Started watching this movie over a nice weekend morning after a good breakfast and started pondering over various things around me. Family, Job and environment. The biggest point that kept wandering around was, how do I relate all this to team work.
Teacher / parents in the movie =~ Manager / Lead of the team
Ishanth Avasthi =~ team members who aren't star performers but have better abilities
Ishanth's Brother =~ A top performer from parents perspective
Other Students =~ Average to above average performers.

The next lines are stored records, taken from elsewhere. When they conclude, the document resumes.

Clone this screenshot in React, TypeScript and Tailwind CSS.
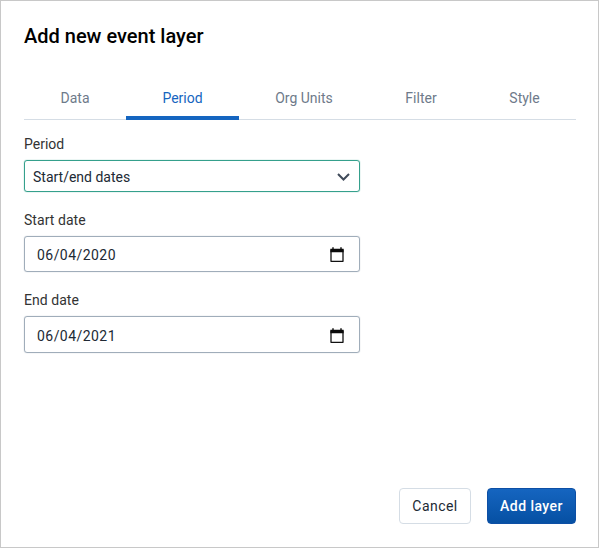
import React from "react";

const tabs = [
  { label: "Data", width: "w-[102px]" },
  { label: "Period", width: "w-[113px]" },
  { label: "Org Units", width: "w-[130px]" },
  { label: "Filter", width: "w-[104px]" },
  { label: "Style", width: "w-[103px]" },
];

function CalendarIcon() {
  return (
    <svg className="mt-0.5" width="14" height="16" viewBox="0 0 14 16" fill="none">
      <path d="M1 3h12v11.3H1z" stroke="#111" strokeWidth="1.3" strokeLinejoin="round" />
      <path d="M0.4 1.8h13.2v3.4H0.4zM2.3 0.3h1.4v2H2.3zM10.3 0.3h1.4v2h-1.4z" fill="#0a0a0a" />
    </svg>
  );
}

function DateField({ label, value, height }: { label: string; value: string; height: string }) {
  return (
    <label className="block">
      <span className="block h-4 text-[14px] leading-4 tracking-[0.05px] text-[#333]">{label}</span>
      <span
        className={`${height} mt-2 flex w-[336px] items-center justify-between rounded-[3px] border border-[#a0adba] pl-3 pr-[15px] text-[14px] text-[#212934] shadow-[0_0_1px_#a0adba]`}
      >
        <span className="pt-[3px] tracking-[0.45px]">{value}</span>
        <CalendarIcon />
      </span>
    </label>
  );
}

export default function App() {
  return (
    <main className="flex h-[548px] w-[599px] flex-col border border-[#c8c8c8] bg-white pb-[23px] pl-[23px] pr-[22px] pt-[23px] font-[Roboto,sans-serif]">
      <h1 className="h-6 text-[20px] font-medium leading-[25px] text-black">Add new event layer</h1>
      <nav className="mt-7 flex h-[44px] border-b border-[#d5dde5]">
        {tabs.map((t) => (
          <button
            key={t.label}
            className={`${t.width} h-[44px] text-[14px] ${t.label === "Period" ? "border-b-4 border-[#1565c0] pt-1 text-[#1565c0]" : "text-[#6e7a8a]"}`}
          >
            {t.label}
          </button>
        ))}
      </nav>
      <section className="mt-4">
        <div className="h-4 text-[14px] leading-4 text-[#333]">Period</div>
        <div className="mt-2 flex h-8 w-[336px] items-center justify-between rounded-[3px] border border-[#35a08c] pl-2 pr-[9px] text-[14px] text-[#212934] shadow-[0_0_1px_#35a08c]">
          <span className="pt-0.5">Start/end dates</span>
          <svg className="mt-px" width="13" height="8" viewBox="0 0 13 8" fill="none">
            <path d="M1 1l5.5 5.5L12 1" stroke="#404b5a" strokeWidth="2" />
          </svg>
        </div>
      </section>
      <section className="mt-5 flex flex-col gap-5">
        <DateField label="Start date" value="06/04/2020" height="h-9" />
        <DateField label="End date" value="06/04/2021" height="h-[37px]" />
      </section>
      <footer className="mt-auto flex justify-end gap-4">
        <button className="h-9 w-[72px] rounded-[4px] border border-[#d5dde5] text-[14px] tracking-[0.45px] text-[#212934]">
          Cancel
        </button>
        <button className="h-9 w-[89px] rounded-[4px] border border-[#0d4fa5] bg-linear-to-b from-[#1565c0] to-[#0650a3] text-[14px] font-medium tracking-[0.45px] text-white">
          Add layer
        </button>
      </footer>
    </main>
  );
}
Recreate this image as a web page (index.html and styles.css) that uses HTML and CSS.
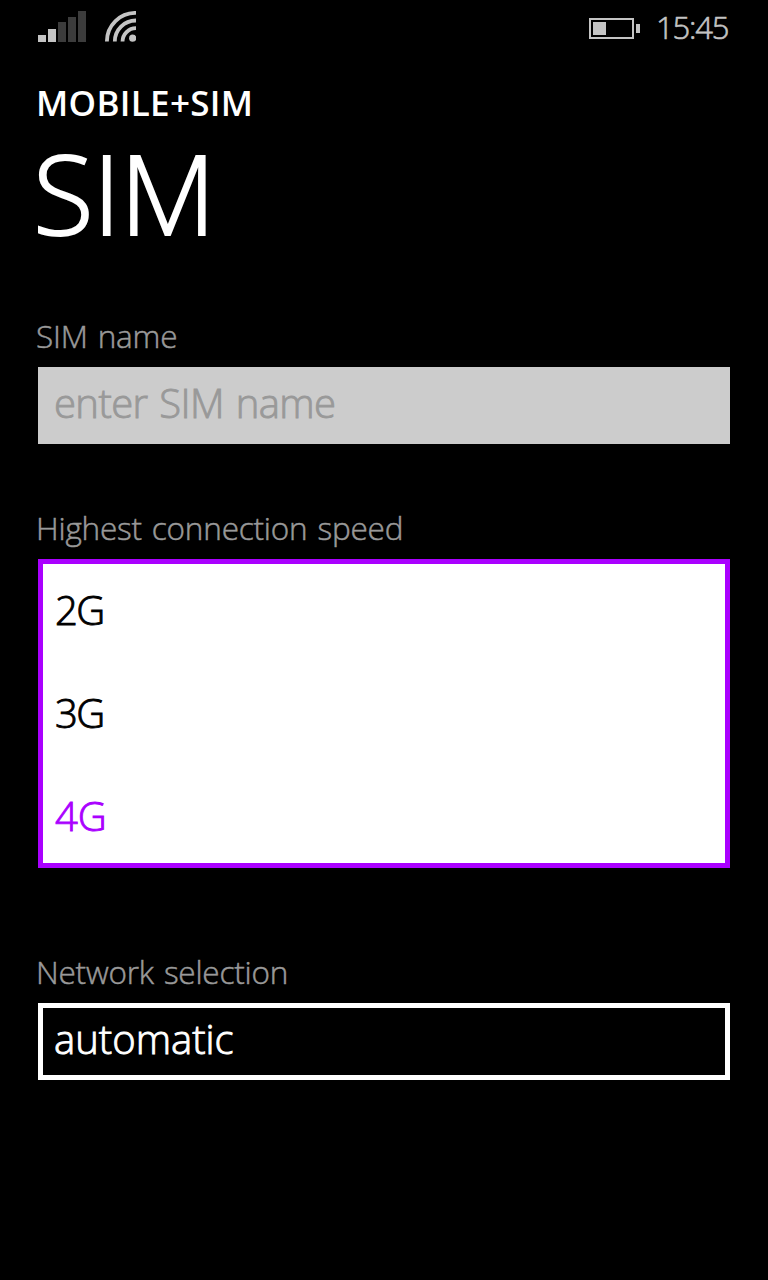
FILE: index.html
```
<!DOCTYPE html>
<html lang="en">
<head>
  <meta charset="UTF-8">
  <title>SIM</title>
  <link rel="stylesheet" href="styles.css">
</head>
<body>
  <header class="status-bar">
    <svg class="signal" width="48" height="31" viewBox="0 0 48 31">
      <path fill="#c4c4c4" d="M0 24h8v7H0zM10 18h8v13h-8z"/>
      <path fill="#3c3c3c" d="M20 11h8v20h-8zM30 6h8v25h-8zM40 0h8v31h-8z"/>
    </svg>
    <svg class="wifi" width="31" height="31" viewBox="0 0 31 31">
      <g fill="none" stroke="#c4c4c4" stroke-width="3.8">
        <path d="M1.9 30.5A28.5 28.5 0 0 1 31 1.9"/>
        <path d="M9.8 30.5A21 21 0 0 1 31 9.5"/>
        <path d="M17.5 30.5A13.5 13.5 0 0 1 31 17.2"/>
      </g>
      <circle cx="27.7" cy="27.2" r="3.6" fill="#c4c4c4"/>
    </svg>
    <svg class="battery" width="51" height="21" viewBox="0 0 51 21">
      <rect x="1" y="1" width="43" height="19" fill="none" stroke="#c4c4c4" stroke-width="2"/>
      <path fill="#c4c4c4" d="M4 4h13v13H4zM47 6h4v9h-4z"/>
    </svg>
    <span class="clock">15:45</span>
  </header>
  <main>
    <div class="app-name">MOBILE+SIM</div>
    <h1>SIM</h1>
    <form>
      <label class="label-name" for="sim_name">SIM name</label>
      <input class="box" type="text" id="sim_name" placeholder="enter SIM name">

      <div class="label label-speed">Highest connection speed</div>
      <ul class="options">
        <li>2G</li>
        <li>3G</li>
        <li class="selected">4G</li>
      </ul>

      <div class="label label-network">Network selection</div>
      <div class="box picker">automatic</div>
    </form>
  </main>
</body>
</html>
```

FILE: styles.css
```
* {
  box-sizing: border-box;
}
body {
  margin: 0;
  background: #000;
  color: #fff;
  font-family: "Open Sans", "Noto Sans", sans-serif;
  font-weight: 300;
  min-height: 1280px;
}
.status-bar {
  display: flex;
  align-items: flex-start;
  height: 83px;
  padding: 0 38px;
  color: #c4c4c4;
}
.signal {
  margin-top: 11px;
}
.wifi {
  margin: 11px 0 0 19px;
}
.battery {
  margin: 18px 0 0 auto;
}
.clock {
  width: 74px;
  margin-left: 16px;
  font-size: 31px;
  line-height: 55px;
  letter-spacing: -1.2px;
  -webkit-text-stroke: 0.6px;
}
main {
  padding: 0 38px;
}
.app-name {
  margin-left: -2px;
  font-size: 35px;
  font-weight: 600;
  line-height: 40px;
  letter-spacing: 0.3px;
}
h1 {
  margin: 9px 0 64px -5px;
  font-size: 111px;
  font-weight: 300;
  line-height: 120px;
  letter-spacing: -0.8px;
  -webkit-text-stroke: 2px;
}
form {
  display: flex;
  flex-direction: column;
}
label,
.label {
  margin: 0 0 11px -2px;
  color: #999;
  font-size: 31.5px;
  line-height: 40px;
  letter-spacing: -0.2px;
  word-spacing: 2px;
  -webkit-text-stroke: 0.5px;
}
.box {
  width: 100%;
  height: 77px;
  font-size: 40px;
  font-weight: 300;
  -webkit-text-stroke: 0.9px;
}
input {
  margin: 0 0 64px;
  padding: 0 16px 7px;
  border: none;
  border-radius: 0;
  background: #ccc;
  font-family: inherit;
  letter-spacing: -0.6px;
  word-spacing: 2px;
}
input::placeholder {
  color: #999;
}
.options {
  display: flex;
  flex-direction: column;
  gap: 11px;
  height: 309px;
  margin: 0 0 84px;
  padding: 0 12px;
  border: 5px solid #a0f;
  background: #fff;
  color: #000;
  font-size: 40px;
  line-height: 92px;
  letter-spacing: -1.6px;
  list-style: none;
  -webkit-text-stroke: 0.9px;
}
.options .selected {
  color: #a0f;
  letter-spacing: 0;
}
.picker {
  padding: 0 11px;
  border: 5px solid #fff;
  line-height: 61px;
}
```
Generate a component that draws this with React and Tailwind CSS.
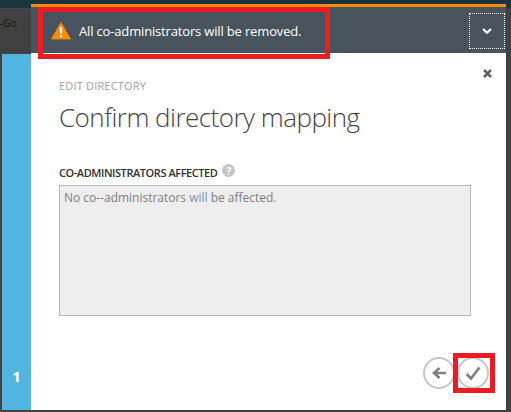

The easiset thing that "Manager / Lead" does is what the teachers do in the movie. Praise the accomplishments of Brother (Top performers) and start yelling at a person with different skillsets (This happens almost in every team, every school... Just the form of this varies). But, isn't it the responsibility of the "Lead" to handle each team member differently to reap the diverse skills of the team. Every team member is "star" in some way or the other. Aren't they putting benchmarks of performance / character for selfish (call it marks / ranks /seats / releases / products / personal) goals?
Then comes the appraisal part, Should a managers appraisal be as good as the least performer of the team. Isn't Individual Development Plan necessary for every employee in his or her own way rather than just the top performers??
After this comes the Hero of this (almost flawlessly executed / edited / screened) film who sensitizes people (stakeholders, parents / teachers..) to their deficiency of handling people with special skills.
Hope this mindset comes into every manager / leader and they boost the best trait of each of the team member to have a great team at the end, rather than trying to pamper just some (so called stars) in the team and there by discriminating people on (so called) performance grounds.
Some Co.'s also maintain a "forced" performance rating where some team members are "forced" to be underperformers using all these means.